Small Businesses Left to Fight Their Own Legal Corner
- Two-fifths of small and medium businesses believe the legal system is only set up for big businesses
- This means as many as 2.4 million SMEs could be falling into a ‘legal gap’
- Eight in ten think it should be easier to check if a problem can be resolved through the legal system
Two-fifths of small and medium businesses in England and Wales believe that legal advice is reserved for big businesses or those that can afford it, according to a recent survey by Nesta Challenges to mark the launch of the Legal Access Challenge.
Nearly half (43 percent) of small businesses owners and self-employed people questioned agreed that the legal advice sector was not set up for them – a stronger perception than in the wider population where the figure is 32%. With 5.6 million small businesses in the UK, that could mean as many as 2.4 million risk falling into the “legal gap”.
The vast majority (79%) of the small and medium business owners called for it to be easier for people to check whether a problem they were experiencing could be resolved through the legal system. There is also a strong willingness among the self-employed and small business owners to embrace digital services to help with a legal problem (45%).
To combat this divide between those who are able to navigate the legal system and those small and medium business owners and self-employed who cannot, we have partnered Nesta Challenges to launch the Legal Access Challenge to award £250,000 in prize money to improve legal access for small and medium businesses. Innovators and entrepreneurs are being invited to submit new ideas that demonstrate how technology can narrow the ‘legal gap’ and make it far easier for individuals and SMEs to access the legal system. This might be a solution to help someone identify whether they have a legal problem in the first place, or perhaps help them to create tailored documents or contracts.

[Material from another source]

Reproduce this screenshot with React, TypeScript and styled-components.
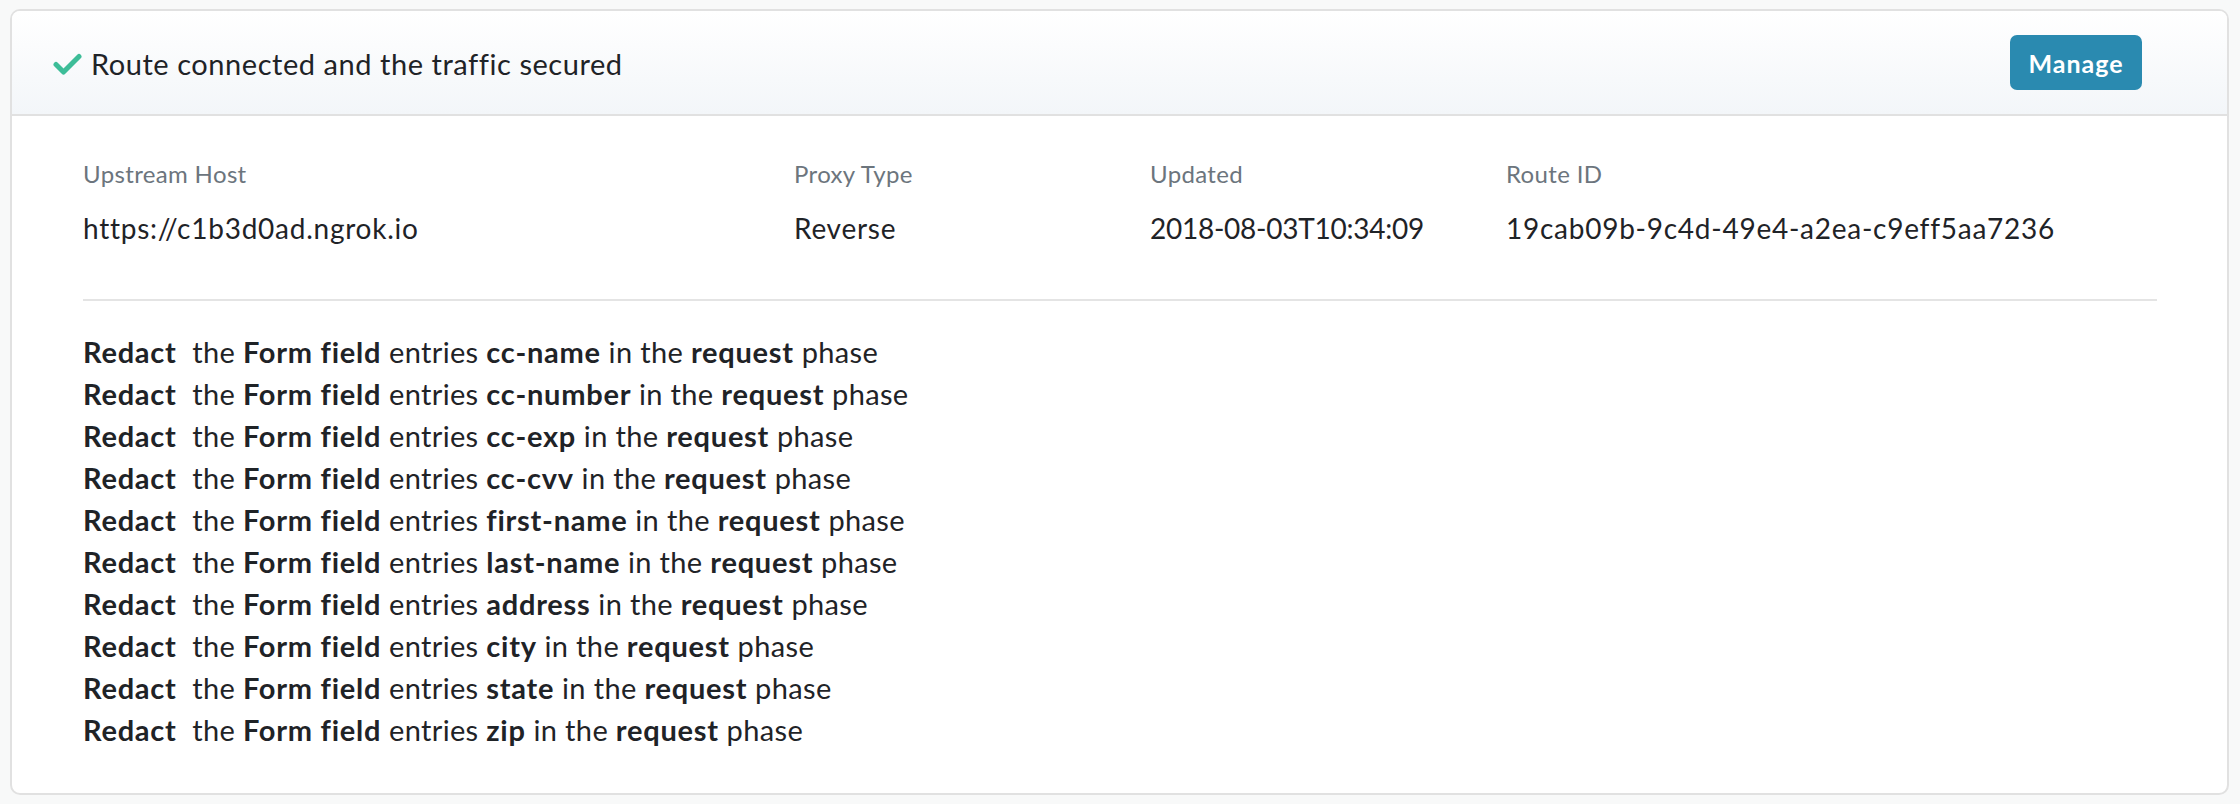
import React from 'react'
import styled, { createGlobalStyle } from 'styled-components'

const GlobalStyle = createGlobalStyle`
    html, body {
        margin: 0;
        padding: 0;
        background: #f8f9f9;
        font-family: Lato, "Liberation Sans", sans-serif;
        color: #212529;
    }
`

const rules = ['cc-name', 'cc-number', 'cc-exp', 'cc-cvv', 'first-name', 'last-name', 'address', 'city', 'state', 'zip']

const details = [
    { label: 'Upstream Host', value: 'https://c1b3d0ad.ngrok.io', tracking: 0.75 },
    { label: 'Proxy Type', value: 'Reverse', tracking: 0.75 },
    { label: 'Updated', value: '2018-08-03T10:34:09', tracking: -0.25 },
    { label: 'Route ID', value: '19cab09b-9c4d-49e4-a2ea-c9eff5aa7236', tracking: 0.75 },
]

const CheckIcon = () => (
    <svg width="29" height="22" viewBox="0 0 29 22">
        <path d="M3 11.5 L10.5 19 L26 3.5" fill="none" stroke="#3dbd98" strokeWidth="5" strokeLinecap="round" strokeLinejoin="round" />
    </svg>
)

export default function App() {
    return (
        <>
            <GlobalStyle />
            <Page>
                <Card>
                    <Header>
                        <Status>
                            <CheckIcon />
                            <StatusText>Route connected and the traffic secured</StatusText>
                        </Status>
                        <ManageButton>Manage</ManageButton>
                    </Header>
                    <Body>
                        <Details>
                            {details.map(d => (
                                <Detail key={d.label}>
                                    <Label>{d.label}</Label>
                                    <Value $tracking={d.tracking}>{d.value}</Value>
                                </Detail>
                            ))}
                        </Details>
                        <Divider />
                        <Rules>
                            {rules.map(r => (
                                <Rule key={r}>
                                    <strong>Redact</strong>&nbsp; the <strong>Form field</strong> entries <strong>{r}</strong> in the <strong>request</strong> phase
                                </Rule>
                            ))}
                        </Rules>
                    </Body>
                </Card>
            </Page>
        </>
    )
}

const Page = styled.div`
    padding: 9px 11px 10px 10px;
`
const Card = styled.div`
    background: #fff;
    border: 2px solid #e1e1e1;
    border-radius: 10px;
    overflow: hidden;
`
const Header = styled.div`
    display: flex;
    align-items: center;
    justify-content: space-between;
    height: 103px;
    padding: 0 85px 0 41px;
    background: linear-gradient(to bottom, #ffffff, #f3f6f9);
    border-bottom: 2px solid #e1e1e1;
`
const Status = styled.div`
    display: flex;
    align-items: center;
    gap: 9px;
    margin-top: 2px;
`
const StatusText = styled.span`
    font-size: 29px;
    letter-spacing: 0.55px;
    color: #1f2327;
`
const ManageButton = styled.button`
    width: 132px;
    height: 55px;
    border: none;
    border-radius: 7px;
    background: #2a8ab0;
    color: #fff;
    font-family: Lato, "Liberation Sans", sans-serif;
    font-size: 25px;
    font-weight: 700;
    letter-spacing: 1px;
    cursor: pointer;
`
const Body = styled.div`
    padding: 40px 70px 42px 71px;
`
const Details = styled.div`
    display: grid;
    grid-template-columns: 711px 356px 356px 1fr;
`
const Detail = styled.div`
    display: flex;
    flex-direction: column;
    gap: 15px;
`
const Label = styled.span`
    font-size: 24px;
    line-height: 36px;
    letter-spacing: 0.35px;
    color: #6c757d;
`
const Value = styled.span<{ $tracking: number }>`
    font-size: 28px;
    line-height: 42px;
    letter-spacing: ${p => p.$tracking}px;
    color: #1f2327;
`
const Divider = styled.hr`
    margin: 50px 0 30px;
    border: none;
    border-top: 2px solid #e4e4e4;
`
const Rules = styled.div`
    display: flex;
    flex-direction: column;
`
const Rule = styled.div`
    font-size: 29px;
    line-height: 42px;
    letter-spacing: 0.35px;
    color: #1f2327;
    & > strong {
        font-weight: 700;
        letter-spacing: 0.75px;
    }
`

The Legal Access Challenge is also bringing people together to help build new networks and opportunities for collaboration. The aim is to build a growing community of innovators seeking to use technology to widen access to legal services and to identify any barriers to their success. So far there have been more than 85 expressions of interests in applying for the funding, including from entrepreneurs, legal professionals, technologists, law schools and charities.
Four finalists will each win a prize of £50,000 to develop their product and bring it to life with our support. One winner from the four finalists will also go on to win a further £50,000 to continue advancing the product.

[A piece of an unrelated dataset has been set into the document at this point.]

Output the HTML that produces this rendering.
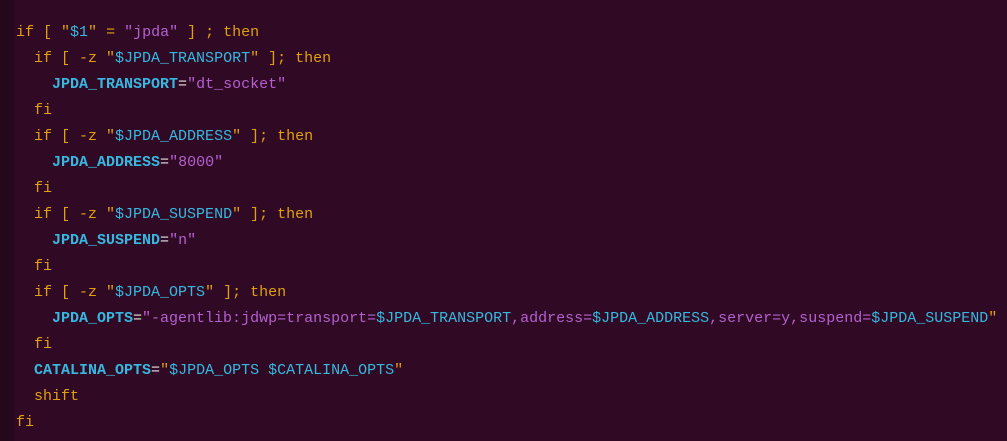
<!DOCTYPE html><html><head><style>
body{margin:0;width:1007px;height:441px;background:#300a24;overflow:hidden;position:relative}
.g{position:absolute;left:0;top:0;width:14px;height:441px;background:#24081c}
pre{position:absolute;left:16px;top:20px;margin:0;font:15px/26px "Liberation Mono","DejaVu Sans Mono",monospace;color:#e8e0e0}
.k{color:#e0a010}.s{color:#b45fd0}.v{color:#36b8e0}.b{color:#36b8e0;font-weight:bold}.q{color:#e0a010}
</style></head><body><div class="g"></div><pre><span class="k">if [ </span><span class="q">"</span><span class="v">$1</span><span class="q">"</span><span class="k"> = </span><span class="s">"jpda"</span><span class="k"> ] ; then</span>
  <span class="k">if [ -z </span><span class="q">"</span><span class="v">$JPDA_TRANSPORT</span><span class="q">"</span><span class="k"> ]; then</span>
    <span class="b">JPDA_TRANSPORT</span>=<span class="s">"dt_socket"</span>
  <span class="k">fi</span>
  <span class="k">if [ -z </span><span class="q">"</span><span class="v">$JPDA_ADDRESS</span><span class="q">"</span><span class="k"> ]; then</span>
    <span class="b">JPDA_ADDRESS</span>=<span class="s">"8000"</span>
  <span class="k">fi</span>
  <span class="k">if [ -z </span><span class="q">"</span><span class="v">$JPDA_SUSPEND</span><span class="q">"</span><span class="k"> ]; then</span>
    <span class="b">JPDA_SUSPEND</span>=<span class="s">"n"</span>
  <span class="k">fi</span>
  <span class="k">if [ -z </span><span class="q">"</span><span class="v">$JPDA_OPTS</span><span class="q">"</span><span class="k"> ]; then</span>
    <span class="b">JPDA_OPTS</span>=<span class="s">"-agentlib:jdwp=transport=</span><span class="v">$JPDA_TRANSPORT</span><span class="s">,address=</span><span class="v">$JPDA_ADDRESS</span><span class="s">,server=y,suspend=</span><span class="v">$JPDA_SUSPEND</span><span class="q">"</span>
  <span class="k">fi</span>
  <span class="b">CATALINA_OPTS</span>=<span class="q">"</span><span class="v">$JPDA_OPTS $CATALINA_OPTS</span><span class="q">"</span>
  <span class="k">shift</span>
<span class="k">fi</span></pre></body></html>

Anna Bradley, Chair of the SRA Board, said: “Small businesses are the lifeblood of our economy. From helping complete a new lease to taking on the first member of staff, sound legal advice is crucial if businesses are to succeed. But it’s clear that too many small businesses struggle to access the legal support they need.

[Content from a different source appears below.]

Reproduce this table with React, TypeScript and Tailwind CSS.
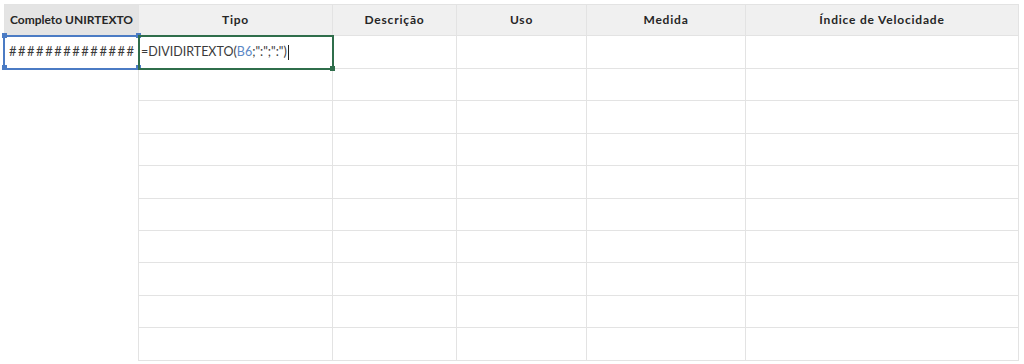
const headers = [
  "Completo UNIRTEXTO",
  "Tipo",
  "Descrição",
  "Uso",
  "Medida",
  "Índice de Velocidade",
];

const emptyRows = Array.from({ length: 9 });

function Handle({ className }: { className: string }) {
  return <span className={"absolute w-[5px] h-[5px] " + className} />;
}

export default function App() {
  return (
    <div className="w-[1024px] h-[364px] bg-white pt-[4px] pl-[4px] font-['Lato','Open_Sans',sans-serif] text-[#333]">
      <div className="grid grid-cols-[135px_194px_124px_130px_159px_273px] grid-rows-[32px_33px_repeat(9,32.4px)]">
        {headers.map((h, i) => (
          <div
            key={h}
            className={
              "flex items-center justify-center border-t border-r border-b border-[#e3e3e3] font-bold text-[12px] text-[#262626] " +
              (i === 0
                ? "bg-[#e4e4e4] border-l"
                : "bg-[#f0f0f0] tracking-[0.8px]")
            }
          >
            {h}
          </div>
        ))}

        {/* selected row */}
        <div className="relative flex items-center border-r border-b border-[#e3e3e3] pl-[5px] text-[13px] tracking-[1.5px] text-[#3a3a3a] outline-2 -outline-offset-1 outline-[#4b7bc4]">
          ##############
          <Handle className="-left-[2px] -top-[3px] bg-[#4b7bc4]" />
          <Handle className="-right-[3px] -top-[3px] bg-[#4b7bc4]" />
          <Handle className="-left-[2px] -bottom-[2px] bg-[#4b7bc4]" />
          <Handle className="-right-[3px] -bottom-[2px] bg-[#4b7bc4]" />
        </div>
        <div className="relative flex items-center border-r border-b border-[#e3e3e3] pl-[2px] text-[12.5px] text-[#3a3a3a] outline-2 -outline-offset-1 outline-[#2f6e4b]">
          <span>
            =DIVIDIRTEXTO(<span className="text-[#5b88c6]">B6</span>;":";":")
          </span>
          <span className="ml-[1px] w-[1px] h-[15px] bg-[#222]" />
          <Handle className="-right-[3px] -bottom-[3px] bg-[#2f6e4b]" />
        </div>
        {headers.slice(2).map((h) => (
          <div key={h} className="border-r border-b border-[#e3e3e3]" />
        ))}

        {emptyRows.map((_, r) =>
          headers.map((h, i) => (
            <div
              key={r + h}
              className={
                i === 0
                  ? "border-r border-[#e3e3e3]"
                  : "border-r border-b border-[#e3e3e3]"
              }
            />
          ))
        )}
      </div>
    </div>
  );
}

“We want the Challenge to move things on and open up legal services for small businesses as well as the public. And it’s about much more than simply offering funding to those with good ideas.
“Innovators need support and networks to get their ideas off the ground. We are creating those networks, enabling people to tap into expert support and to collaborate. Whether you’re a trade association with a good idea or a tech firm looking to partner with a legal expert, I’d encourage you to get involved.”
Chris Gorst, Head of Better Markets, Nesta Challenges, added: “It is deeply worrying that so many small business owners feel they can’t make use of our legal system. England and Wales have one of the best legal systems in the world and yet we are witnessing a ‘legal gap’ between those businesses that have the wealth and knowledge of the system to access it, and those that feel they don’t. With 5.6 million SMEs in the UK, employing 16.3 million people, it’s vital they can get the legal advice they need, when they need it.
“The Legal Access Challenge aims to light a spark among the UK’s active community of innovators and entrepreneurs to bring forward the best ideas using technology to broaden access to the legal system, for both citizens and small and medium businesses. Having fair access to legal advice is something that everyone should benefit from, yet too many small business owners and self-employed people currently miss out. We look forward to playing our part in turning that around.”